Quand le réel explose le mur du silence, le ministre est contraint de s’exprimer. Il l’a fait sur la situation du lycée Gallieni de Toulouse où règne depuis des mois un climat pire que délétère, au point que les enseignants ont lancé un cri d’alarme collectif dans la presse pour exprimer leur désarroi et leur sentiment d’abandon. Rien de neuf dans les faits de violence décrits, sinon qu’ils ont atteint dans cet établissement le seuil du tolérable. On imagine aisément qu’ils ont dû en voir des vertes et des pas mûres depuis des années pour en arriver à la situation qu’ils décrivent. Le résultat du laisser-faire / laisser dire (parce qu’avec «ces jeunes-là», il faut faire preuve de compassion, rien de ce qui est dit ou fait n’est le signe de quelque chose de tangible).

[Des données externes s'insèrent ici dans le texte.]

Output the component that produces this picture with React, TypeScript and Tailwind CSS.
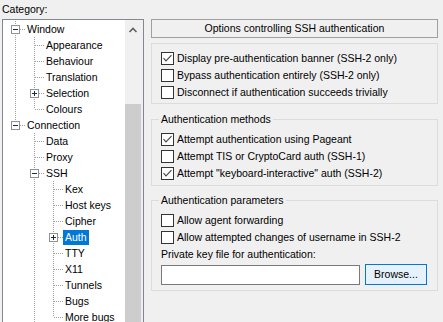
import React from "react";

type Row = { t: string; l: number; anc: boolean[]; last: boolean; box?: "+" | "-"; sel?: boolean };

const rows: Row[] = [
  { t: "Window", l: 0, anc: [], last: false, box: "-" },
  { t: "Appearance", l: 1, anc: [true], last: false },
  { t: "Behaviour", l: 1, anc: [true], last: false },
  { t: "Translation", l: 1, anc: [true], last: false },
  { t: "Selection", l: 1, anc: [true], last: false, box: "+" },
  { t: "Colours", l: 1, anc: [true], last: true },
  { t: "Connection", l: 0, anc: [], last: true, box: "-" },
  { t: "Data", l: 1, anc: [false], last: false },
  { t: "Proxy", l: 1, anc: [false], last: false },
  { t: "SSH", l: 1, anc: [false], last: false, box: "-" },
  { t: "Kex", l: 2, anc: [false, true], last: false },
  { t: "Host keys", l: 2, anc: [false, true], last: false },
  { t: "Cipher", l: 2, anc: [false, true], last: false },
  { t: "Auth", l: 2, anc: [false, true], last: false, box: "+", sel: true },
  { t: "TTY", l: 2, anc: [false, true], last: false },
  { t: "X11", l: 2, anc: [false, true], last: false },
  { t: "Tunnels", l: 2, anc: [false, true], last: false },
  { t: "Bugs", l: 2, anc: [false, true], last: false },
  { t: "More bugs", l: 2, anc: [false, true], last: true },
];

const DOT = "#a0a0a0";

function AncCell({ on }: { on: boolean }) {
  return (
    <svg width="19" height="16" className="shrink-0 block" shapeRendering="crispEdges">
      {on && <line x1="9.5" y1="0" x2="9.5" y2="16" stroke={DOT} strokeDasharray="1 1" />}
    </svg>
  );
}

function OwnCell({ last, box }: { last: boolean; box?: "+" | "-" }) {
  return (
    <svg width="19" height="16" className="shrink-0 block" shapeRendering="crispEdges">
      <line x1="9.5" y1="0" x2="9.5" y2="8" stroke={DOT} strokeDasharray="1 1" />
      {!last && <line x1="9.5" y1="8" x2="9.5" y2="16" stroke={DOT} strokeDasharray="1 1" />}
      <line x1="10" y1="8.5" x2="19" y2="8.5" stroke={DOT} strokeDasharray="1 1" />
      {box && (
        <g>
          <rect x="5.5" y="4.5" width="8" height="8" fill="#fff" stroke="#919191" />
          <line x1="7" y1="8.5" x2="12" y2="8.5" stroke="#1c2a52" />
          {box === "+" && <line x1="9.5" y1="6" x2="9.5" y2="11" stroke="#1c2a52" />}
        </g>
      )}
    </svg>
  );
}

function Check({ checked, label }: { checked?: boolean; label: string }) {
  return (
    <div className="h-[17px] flex items-center">
      <div className="w-[13px] h-[13px] border border-[#333333] bg-white shrink-0 relative">
        {checked && (
          <svg width="11" height="11" viewBox="0 0 11 11" className="block">
            <path d="M1.5 5.2 L4 7.8 L9.5 2.2" fill="none" stroke="#4a4a4a" strokeWidth="1.2" />
          </svg>
        )}
      </div>
      <span className="ml-[3px] whitespace-nowrap">{label}</span>
    </div>
  );
}

export default function App() {
  return (
    <div className="w-[443px] h-[322px] bg-[#f0f0f0] overflow-hidden flex font-['Liberation_Sans',Arial,sans-serif] text-[10.5px] text-black">
      {/* Left column */}
      <div className="w-[151px] shrink-0 flex flex-col">
        <div className="h-[19px] leading-[19px] pl-[2px]">Category:</div>
        <div className="ml-[2px] w-[142px] h-[320px] shrink-0 border border-[#828790] bg-white flex overflow-hidden">
          <div className="w-[122px] shrink-0 pt-[1px] pl-[3px] flex flex-col">
            {rows.map((r, i) => (
              <div key={i} className="h-[16px] flex items-center shrink-0">
                {r.anc.map((a, j) => (
                  <AncCell key={j} on={a} />
                ))}
                <OwnCell last={r.last} box={r.box} />
                <span
                  className={
                    "h-[15px] leading-[15px] px-[2px] whitespace-nowrap " +
                    (r.sel ? "bg-[#0078d7] text-white" : "")
                  }
                >
                  {r.t}
                </span>
              </div>
            ))}
          </div>
          <div className="w-[18px] shrink-0 bg-[#f0f0f0] flex flex-col">
            <svg width="18" height="17" className="block shrink-0">
              <path d="M4.5 12 L8 8.5 L11.5 12" fill="none" stroke="#606060" strokeWidth="1.6" />
            </svg>
            <div className="mt-[67px] w-[16px] h-[260px] bg-[#cdcdcd]" />
          </div>
        </div>
      </div>

      {/* Right column */}
      <div className="w-[287px] shrink-0 pt-[19px] flex flex-col">
        <div className="h-[19px] border border-[#a0a0a0] flex items-center justify-center whitespace-nowrap">
          Options controlling SSH authentication
        </div>

        <fieldset className="mt-[5px] border border-[#dcdcdc] pl-[9px] pr-[10px] pt-[6px] pb-[2px]">
          <Check checked label="Display pre-authentication banner (SSH-2 only)" />
          <Check label="Bypass authentication entirely (SSH-2 only)" />
          <Check label="Disconnect if authentication succeeds trivially" />
        </fieldset>

        <fieldset className="mt-[7px] border border-[#dcdcdc] pl-[9px] pr-[10px] pt-[4px] pb-[3px]">
          <legend className="leading-[16px] px-[2px] ml-[-2px]">Authentication methods</legend>
          <Check checked label="Attempt authentication using Pageant" />
          <Check label="Attempt TIS or CryptoCard auth (SSH-1)" />
          <Check checked label={'Attempt "keyboard-interactive" auth (SSH-2)'} />
        </fieldset>

        <fieldset className="mt-[6px] border border-[#dcdcdc] pl-[9px] pr-[10px] pt-[4px] pb-[5px]">
          <legend className="leading-[16px] px-[2px] ml-[-2px]">Authentication parameters</legend>
          <Check label="Allow agent forwarding" />
          <Check label="Allow attempted changes of username in SSH-2" />
          <div className="h-[16px] leading-[16px] whitespace-nowrap">Private key file for authentication:</div>
          <div className="mt-[2px] h-[21px] flex items-start">
            <div className="mt-[1px] w-[199px] h-[20px] border border-[#7a7a7a] bg-white" />
            <div className="ml-[5px] w-[62px] h-[21px] border border-[#0078d7] bg-[#e5f1fb] flex items-center justify-center">
              Browse...
            </div>
          </div>
        </fieldset>
      </div>
    </div>
  );
}
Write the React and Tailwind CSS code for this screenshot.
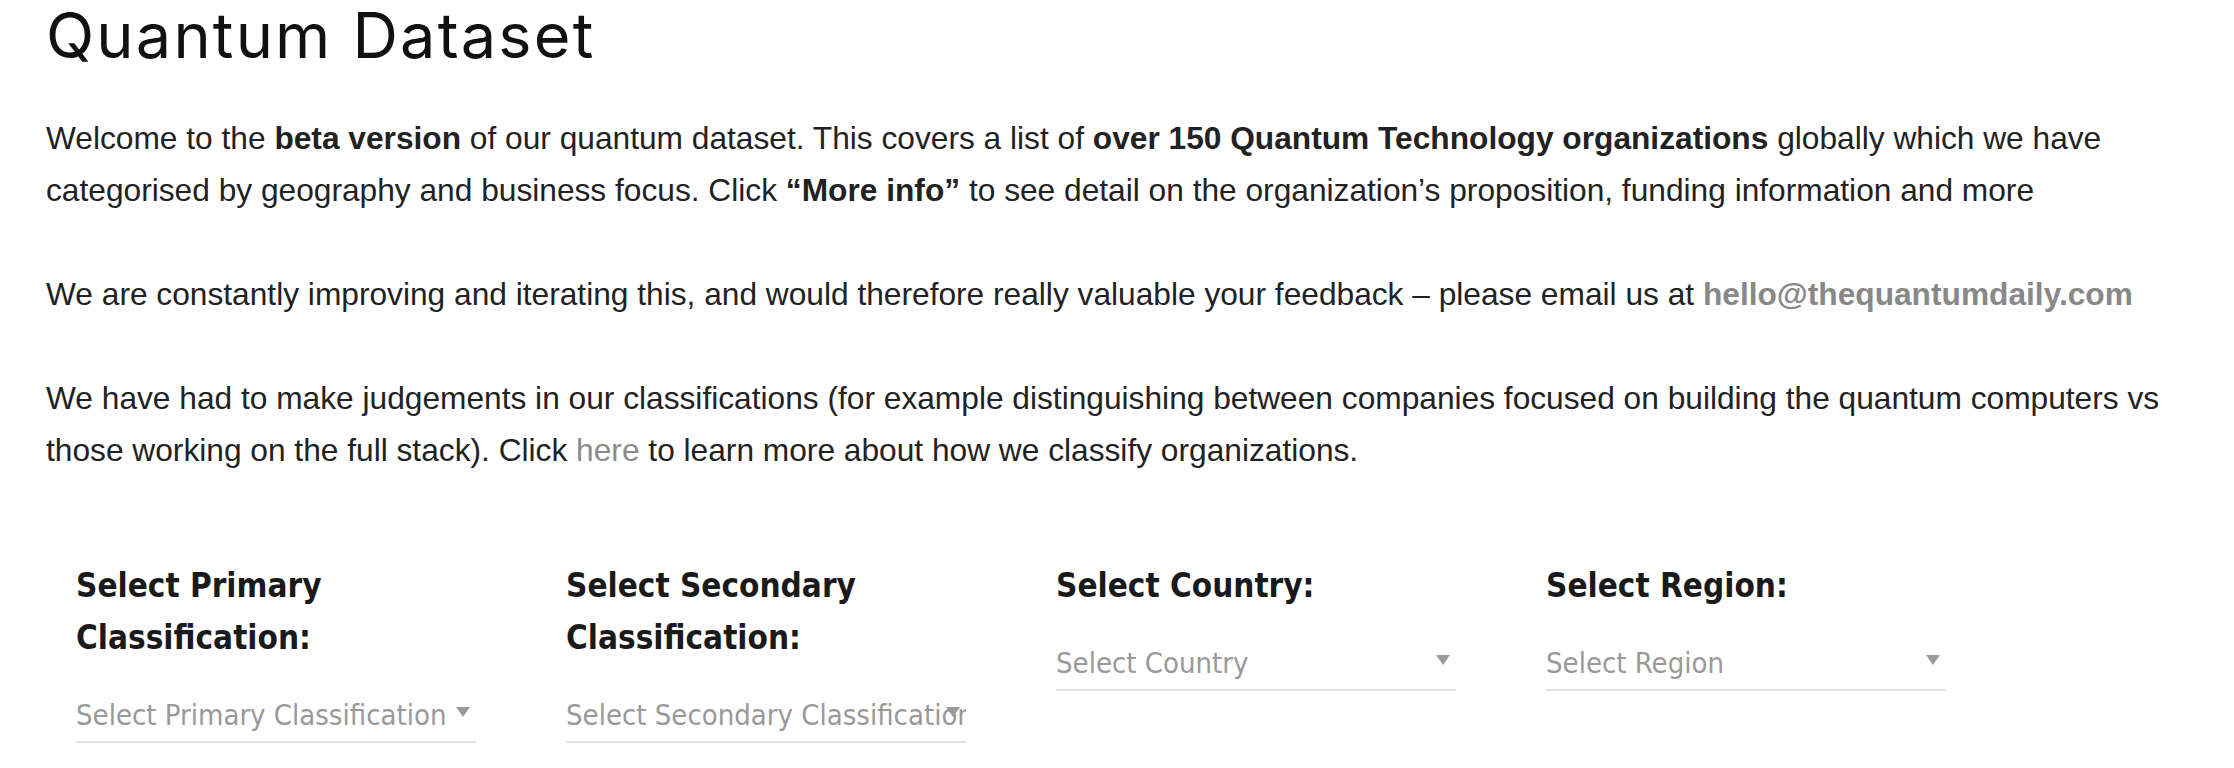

Acheter la paix sociale, jour après jour, petite démission après petite démission au nom de la «tolérance», tout en rêvant à des jours meilleurs. S’étonner que la trêve soit si vite rompue malgré les belles promesses des belligérants. Non, rien de neuf. En 2002, dans les Territoires perdus de la République, nous décrivions déjà cet abandon qui a été culturel avant d’être sécuritaire. Depuis des années, la «bienveillance» est de mise à l’égard de ces «jeunes» supposément victimes de tous les maux de notre société tenue pour seule responsable des passages à l’acte et des violences verbales inacceptables de ces élèves envers les enseignants, envers leurs camarades qui veulent travailler, envers les filles qui osent encore s’habiller comme elles veulent.
Le ministre a suggéré que la direction du lycée comme la chaîne hiérarchique (entendait-il par là l’inspection académique voire le rectorat?) avaient fait preuve de «laxisme», dont acte. Les enseignants récusent l’envoi d’une équipe de direction expérimentée car ils réclament «de la mixité sociale». On ignorait que le ministre thaumaturge pouvait décréter la «mixité sociale». Vu l’état de fracturation sociale et culturelle de la France, que la politique de la ministre précédente n’a fait qu’aggraver par des mesures purement idéologiques, on lui souhaite bien du courage pour satisfaire ne serait-ce que les profs de ce lycée toulousain. Le dialogue de sourd recommence donc. Quelle mixité sociale peut-il y avoir dans un établissement qui prépare aux métiers de l’automobile dans le contexte économique mondialisé actuel? Soit ces enseignants (ou les représentants syndicaux qui parlent à leur place) sont de doux rêveurs pensant qu’il est fréquent qu’un fils de médecin ou de cadre supérieur envisage de devenir mécanicien automobile ou carrossier (combien d’entre eux d’ailleurs conseilleraient cette formation à leur propre enfant dans ce même lycée?), soit ils sont à court d’arguments pour expliquer la violence qui règne dans leur lycée.
J’opte plutôt pour la seconde proposition car je connais le déni du réel dans une partie du corps enseignant qui, même au milieu du désastre, viendra vous expliquer que «c’est la faute de la société, des ghettos urbains, de la famille monoparentale, des discriminations, des bus qui ne passent plus dans le quartier, de la supérette qui a fermé, etc.» Le lamento habituel de la sociologie déterministe si influente depuis trente ans pour expliquer toutes les désintégrations sociales et culturelles par une vulgate néo-marxiste mâtinée parfois d’indigénisme postcolonial. En effet, il ne faut pas sous-estimer la force de l’argumentaire sur «l’École de la République, haut lieu du racisme d’État» diffusé par des enseignants eux-mêmes comme en avait témoigné le stage Sud Éducation 93 de décembre dernier. À aucun moment, ces défenseurs de «la violence impunie» ne prennent la peine d’interroger tous ceux qui vivent la même situation sociale et ont fait le choix de l’éducation, de l’école, du respect de la loi commune, de l’insertion citoyenne par l’acceptation du modèle culturel français, fruit d’un héritage historique qui les précède.